A holding penalty nullified the score, however, so Quincy regrouped and tried again. But this time the stingy Eliot defense--which has anchored the 2-2 squad all season long--responded by stopping Quincy on downs at the 17.

After moving backwards three yards on three plays, however, Eliot was forced to punt. Three plays later, the charitable Quincy squad fumbled the ball back to its opponents.

Eliot House had the next turn in this game of gridiron hot potato, so on his first play from scrimmage quarterback Brian Hall--who admittedly did not have "a very good passing day"--lofted a bomb into the hands of Andre, who doubled as the Quincy safety. He returned the ball to his own 45, and the Q-House offense took the field with less than a minute left in the half.

Kind, aided by a roughing-the-passer penalty, drove his team down the field with completions to Andre and McNamara.

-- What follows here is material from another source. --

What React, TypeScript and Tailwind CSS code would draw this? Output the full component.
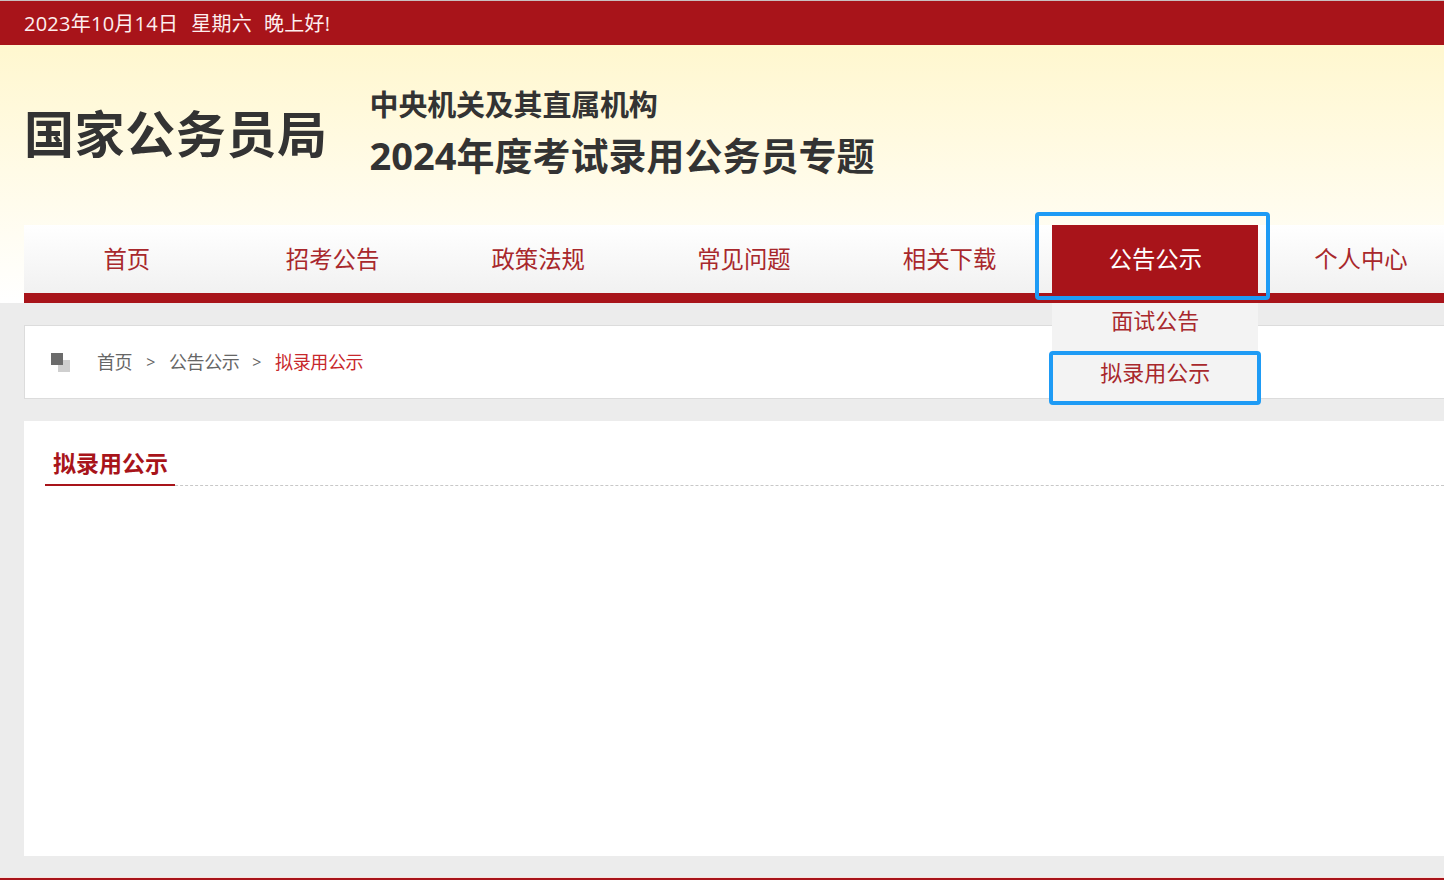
const navItems = ["首页", "招考公告", "政策法规", "常见问题", "相关下载", "公告公示", "个人中心"]

const cjk = "font-['Open_Sans','Noto_Sans_CJK_SC',sans-serif]"

export default function App() {
  return (
    <div className={`flex h-[880px] w-[1444px] flex-col overflow-hidden bg-[#ececec] ${cjk}`}>
      <header className="h-[303px] shrink-0 bg-gradient-to-b from-[#fff7cf] from-[15%] to-white to-[100%]">
        <div className="flex h-[45px] items-center border-t border-[#c9c0c0] bg-[#a8141a] pb-[1px] pl-6 pt-[2px] text-[20px] tracking-[0.25px] text-[#fdeeee]">
          <span>2023年10月14日</span>
          <span className="ml-[13px]">星期六</span>
          <span className="ml-[12px]">晚上好!</span>
        </div>

        <div className="flex h-[180px] items-center pl-6">
          <h1 className="mt-[-2px] text-[50px] font-bold leading-none tracking-[0.6px] text-[#333]">国家公务员局</h1>
          <div className="ml-[42px] mt-[-3px] font-bold text-[#333]">
            <p className="text-[29px] leading-[40px] tracking-[-0.2px]">中央机关及其直属机构</p>
            <p className="mt-[3px] text-[38px] leading-[55px] tracking-[0px]">2024年度考试录用公务员专题</p>
          </div>
        </div>

        <nav className="relative ml-6 flex h-[78px] border-b-[10px] border-[#a8141a] bg-gradient-to-b from-white to-[#f1f1f1]">
          {navItems.map((item) => (
            <div
              key={item}
              className={
                item === "公告公示"
                  ? "relative flex h-[68px] w-[205.7px] shrink-0 items-center justify-center bg-[#a8141a] pt-[2px] text-[23.4px] text-white"
                  : "flex h-[68px] w-[205.7px] shrink-0 items-center justify-center pt-[2px] text-[23.4px] text-[#a8282c]"
              }
            >
              {item}
              {item === "公告公示" && (
                <div className="absolute left-0 top-[78px] z-10 w-full bg-[#f3f3f3] text-center text-[#a8282c]">
                  <div className="h-[48px] text-[22px] leading-[35px]">面试公告</div>
                  <div className="h-[52px] pt-[3px] text-[22px] leading-[37px]">拟录用公示</div>
                </div>
              )}
            </div>
          ))}
          <div className="absolute left-[1011px] top-[-13px] z-20 h-[88px] w-[235px] rounded-[4px] border-[4px] border-[#1e9bf5]" />
          <div className="absolute left-[1025px] top-[126px] z-20 h-[54px] w-[212px] rounded-[4px] border-[4px] border-[#1e9bf5]" />
        </nav>
      </header>

      <main className="flex-1 pl-6">
        <div className="mt-[22px] flex h-[74px] items-center border border-r-0 border-[#dcdcdc] bg-white text-[18px] tracking-[-0.4px] text-[#666]">
          <div className="relative ml-[26px] h-[19px] w-[19px] blur-[0.6px]">
            <span className="absolute bottom-0 right-0 h-[12px] w-[12px] bg-[#cfcfcf]" />
            <span className="absolute left-0 top-0 h-[12px] w-[12px] bg-[#6b6b6b]" />
          </div>
          <span className="ml-[27px]">首页</span>
          <span className="ml-[14px] text-[16px]">&gt;</span>
          <span className="ml-[14px]">公告公示</span>
          <span className="ml-[13px] text-[16px]">&gt;</span>
          <span className="ml-[14px] text-[#c8282c]">拟录用公示</span>
        </div>

        <section className="mt-[22px] h-[435px] bg-white pl-[21px] pt-[25px]">
          <div className="flex items-end border-b border-dashed border-[#c8c8c8]">
            <h2 className="-mb-px h-[40px] w-[130px] border-b-[2px] border-[#a8141a] pl-2 text-[23px] font-bold leading-[35px] text-[#a8141a]">
              拟录用公示
            </h2>
          </div>
        </section>
      </main>

      <footer className="h-[3px] shrink-0 border-t border-[#fbe3dd] bg-[#a8141a]" />
    </div>
  )
}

Quincy lined up for a 30-yard field goal three seconds before halftime, but Eliot jumped offsides to get Quincy five yards closer.

Field general Kind then elected to go for six from the Eliot eight, but his bootleg run was stopped cold as time ran out on the first stanza.

Eliot took the second-half kickoff, and hard-nosed running back Mickey Voltz spear headed a strong offensive drive. But Voltz & Co. only got as far as the Quincy 45, where Hall fumbled the ball into the waiting arms of a swarming Quincy defensive line.

McNamara and shifty running back Adam Gorgoni led a grinding Quincy House series, which took only seven plays to bring the ball to the Eliot 27.

Turnovers were the order of the day, however, and this time Gorgoni was the goat, coughing up the ball to Kurt Chapman.

But Gorgoni went from goat to hero in a hurry. The Eliot offense was stymied on three plays, and with Chapman deep in his own end zone to punt, Gorgoni was ready to rush.